#### Required work:
Without the pictures, can you quote each line below exactly?

#### Source data:
○ ○ ○ ○ ○ ○ ○

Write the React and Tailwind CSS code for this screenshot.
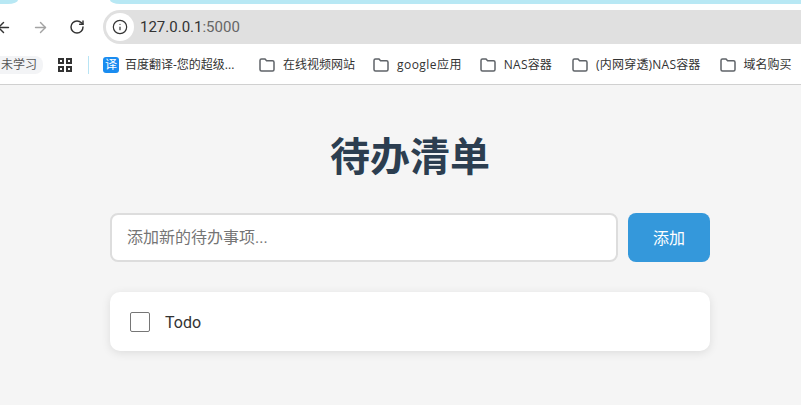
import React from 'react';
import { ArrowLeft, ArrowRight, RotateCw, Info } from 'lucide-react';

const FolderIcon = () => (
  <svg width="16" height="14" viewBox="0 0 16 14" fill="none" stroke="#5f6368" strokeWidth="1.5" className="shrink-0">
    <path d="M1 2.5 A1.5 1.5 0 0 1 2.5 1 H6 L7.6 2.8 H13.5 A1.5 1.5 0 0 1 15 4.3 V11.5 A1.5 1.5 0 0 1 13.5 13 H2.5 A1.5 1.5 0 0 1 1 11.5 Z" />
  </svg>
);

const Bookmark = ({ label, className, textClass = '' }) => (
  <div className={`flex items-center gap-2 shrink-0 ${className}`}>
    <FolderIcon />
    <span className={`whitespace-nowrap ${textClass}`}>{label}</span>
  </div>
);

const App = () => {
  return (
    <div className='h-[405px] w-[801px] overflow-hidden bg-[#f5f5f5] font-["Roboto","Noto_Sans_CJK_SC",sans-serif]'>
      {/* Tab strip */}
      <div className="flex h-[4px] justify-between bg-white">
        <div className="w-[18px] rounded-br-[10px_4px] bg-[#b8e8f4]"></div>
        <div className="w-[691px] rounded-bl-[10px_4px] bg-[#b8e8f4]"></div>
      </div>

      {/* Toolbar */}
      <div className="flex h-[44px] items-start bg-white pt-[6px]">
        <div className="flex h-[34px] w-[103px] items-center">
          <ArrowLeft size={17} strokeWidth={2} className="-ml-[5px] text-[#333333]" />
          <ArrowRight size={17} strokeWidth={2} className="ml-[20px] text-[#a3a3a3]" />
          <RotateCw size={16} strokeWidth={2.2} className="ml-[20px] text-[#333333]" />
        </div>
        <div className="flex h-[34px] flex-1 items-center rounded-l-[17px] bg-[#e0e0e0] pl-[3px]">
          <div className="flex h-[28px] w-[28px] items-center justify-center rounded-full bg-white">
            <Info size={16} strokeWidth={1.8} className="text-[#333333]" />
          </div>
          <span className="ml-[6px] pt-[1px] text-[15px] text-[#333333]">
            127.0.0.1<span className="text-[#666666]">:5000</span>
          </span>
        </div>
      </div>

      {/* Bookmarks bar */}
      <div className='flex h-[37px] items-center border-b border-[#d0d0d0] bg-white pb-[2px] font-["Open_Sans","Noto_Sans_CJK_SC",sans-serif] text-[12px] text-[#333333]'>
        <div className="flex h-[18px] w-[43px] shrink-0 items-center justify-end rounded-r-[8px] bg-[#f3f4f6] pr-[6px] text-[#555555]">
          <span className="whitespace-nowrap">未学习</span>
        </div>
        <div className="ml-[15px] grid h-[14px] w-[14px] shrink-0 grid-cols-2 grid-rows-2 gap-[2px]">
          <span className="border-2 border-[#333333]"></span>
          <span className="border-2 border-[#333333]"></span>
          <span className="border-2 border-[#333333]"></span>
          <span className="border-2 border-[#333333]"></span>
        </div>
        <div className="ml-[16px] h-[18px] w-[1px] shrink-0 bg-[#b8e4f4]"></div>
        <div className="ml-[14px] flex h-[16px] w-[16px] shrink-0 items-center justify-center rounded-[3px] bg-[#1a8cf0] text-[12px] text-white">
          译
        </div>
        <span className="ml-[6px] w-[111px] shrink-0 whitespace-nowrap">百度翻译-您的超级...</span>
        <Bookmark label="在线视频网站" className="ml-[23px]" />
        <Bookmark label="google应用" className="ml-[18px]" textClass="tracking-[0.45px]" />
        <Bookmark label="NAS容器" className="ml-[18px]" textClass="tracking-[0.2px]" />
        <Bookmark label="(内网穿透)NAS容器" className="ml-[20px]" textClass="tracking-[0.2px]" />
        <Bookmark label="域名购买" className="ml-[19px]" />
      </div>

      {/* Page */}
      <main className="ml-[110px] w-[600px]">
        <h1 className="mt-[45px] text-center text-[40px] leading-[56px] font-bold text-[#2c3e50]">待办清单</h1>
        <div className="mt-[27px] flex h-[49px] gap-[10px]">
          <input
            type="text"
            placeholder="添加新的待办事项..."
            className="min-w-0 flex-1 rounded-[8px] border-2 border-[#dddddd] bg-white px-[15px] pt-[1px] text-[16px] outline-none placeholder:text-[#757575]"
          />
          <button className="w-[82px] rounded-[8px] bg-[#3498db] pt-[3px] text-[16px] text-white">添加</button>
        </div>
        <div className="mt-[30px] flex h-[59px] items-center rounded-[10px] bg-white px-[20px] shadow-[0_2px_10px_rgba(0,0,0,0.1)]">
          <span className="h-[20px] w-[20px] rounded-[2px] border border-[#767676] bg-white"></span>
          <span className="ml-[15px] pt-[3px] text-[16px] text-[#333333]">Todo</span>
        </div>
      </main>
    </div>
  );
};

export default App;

○ ○ ○ ○ ○ ○ ○

#### Reply to the task:
Write the React and Tailwind CSS code for this screenshot.
import React from 'react';
import { ArrowLeft, ArrowRight, RotateCw, Info } from 'lucide-react';

const FolderIcon = () => (
  <svg width="16" height="14" viewBox="0 0 16 14" fill="none" stroke="#5f6368" strokeWidth="1.5" className="shrink-0">
    <path d="M1 2.5 A1.5 1.5 0 0 1 2.5 1 H6 L7.6 2.8 H13.5 A1.5 1.5 0 0 1 15 4.3 V11.5 A1.5 1.5 0 0 1 13.5 13 H2.5 A1.5 1.5 0 0 1 1 11.5 Z" />
  </svg>
);

const Bookmark = ({ label, className, textClass = '' }) => (
  <div className={`flex items-center gap-2 shrink-0 ${className}`}>
    <FolderIcon />
    <span className={`whitespace-nowrap ${textClass}`}>{label}</span>
  </div>
);

const App = () => {
  return (
    <div className='h-[405px] w-[801px] overflow-hidden bg-[#f5f5f5] font-["Roboto","Noto_Sans_CJK_SC",sans-serif]'>
      {/* Tab strip */}
      <div className="flex h-[4px] justify-between bg-white">
        <div className="w-[18px] rounded-br-[10px_4px] bg-[#b8e8f4]"></div>
        <div className="w-[691px] rounded-bl-[10px_4px] bg-[#b8e8f4]"></div>
      </div>

      {/* Toolbar */}
      <div className="flex h-[44px] items-start bg-white pt-[6px]">
        <div className="flex h-[34px] w-[103px] items-center">
          <ArrowLeft size={17} strokeWidth={2} className="-ml-[5px] text-[#333333]" />
          <ArrowRight size={17} strokeWidth={2} className="ml-[20px] text-[#a3a3a3]" />
          <RotateCw size={16} strokeWidth={2.2} className="ml-[20px] text-[#333333]" />
        </div>
        <div className="flex h-[34px] flex-1 items-center rounded-l-[17px] bg-[#e0e0e0] pl-[3px]">
          <div className="flex h-[28px] w-[28px] items-center justify-center rounded-full bg-white">
            <Info size={16} strokeWidth={1.8} className="text-[#333333]" />
          </div>
          <span className="ml-[6px] pt-[1px] text-[15px] text-[#333333]">
            127.0.0.1<span className="text-[#666666]">:5000</span>
          </span>
        </div>
      </div>

      {/* Bookmarks bar */}
      <div className='flex h-[37px] items-center border-b border-[#d0d0d0] bg-white pb-[2px] font-["Open_Sans","Noto_Sans_CJK_SC",sans-serif] text-[12px] text-[#333333]'>
        <div className="flex h-[18px] w-[43px] shrink-0 items-center justify-end rounded-r-[8px] bg-[#f3f4f6] pr-[6px] text-[#555555]">
          <span className="whitespace-nowrap">未学习</span>
        </div>
        <div className="ml-[15px] grid h-[14px] w-[14px] shrink-0 grid-cols-2 grid-rows-2 gap-[2px]">
          <span className="border-2 border-[#333333]"></span>
          <span className="border-2 border-[#333333]"></span>
          <span className="border-2 border-[#333333]"></span>
          <span className="border-2 border-[#333333]"></span>
        </div>
        <div className="ml-[16px] h-[18px] w-[1px] shrink-0 bg-[#b8e4f4]"></div>
        <div className="ml-[14px] flex h-[16px] w-[16px] shrink-0 items-center justify-center rounded-[3px] bg-[#1a8cf0] text-[12px] text-white">
          译
        </div>
        <span className="ml-[6px] w-[111px] shrink-0 whitespace-nowrap">百度翻译-您的超级...</span>
        <Bookmark label="在线视频网站" className="ml-[23px]" />
        <Bookmark label="google应用" className="ml-[18px]" textClass="tracking-[0.45px]" />
        <Bookmark label="NAS容器" className="ml-[18px]" textClass="tracking-[0.2px]" />
        <Bookmark label="(内网穿透)NAS容器" className="ml-[20px]" textClass="tracking-[0.2px]" />
        <Bookmark label="域名购买" className="ml-[19px]" />
      </div>

      {/* Page */}
      <main className="ml-[110px] w-[600px]">
        <h1 className="mt-[45px] text-center text-[40px] leading-[56px] font-bold text-[#2c3e50]">待办清单</h1>
        <div className="mt-[27px] flex h-[49px] gap-[10px]">
          <input
            type="text"
            placeholder="添加新的待办事项..."
            className="min-w-0 flex-1 rounded-[8px] border-2 border-[#dddddd] bg-white px-[15px] pt-[1px] text-[16px] outline-none placeholder:text-[#757575]"
          />
          <button className="w-[82px] rounded-[8px] bg-[#3498db] pt-[3px] text-[16px] text-white">添加</button>
        </div>
        <div className="mt-[30px] flex h-[59px] items-center rounded-[10px] bg-white px-[20px] shadow-[0_2px_10px_rgba(0,0,0,0.1)]">
          <span className="h-[20px] w-[20px] rounded-[2px] border border-[#767676] bg-white"></span>
          <span className="ml-[15px] pt-[3px] text-[16px] text-[#333333]">Todo</span>
        </div>
      </main>
    </div>
  );
};

export default App;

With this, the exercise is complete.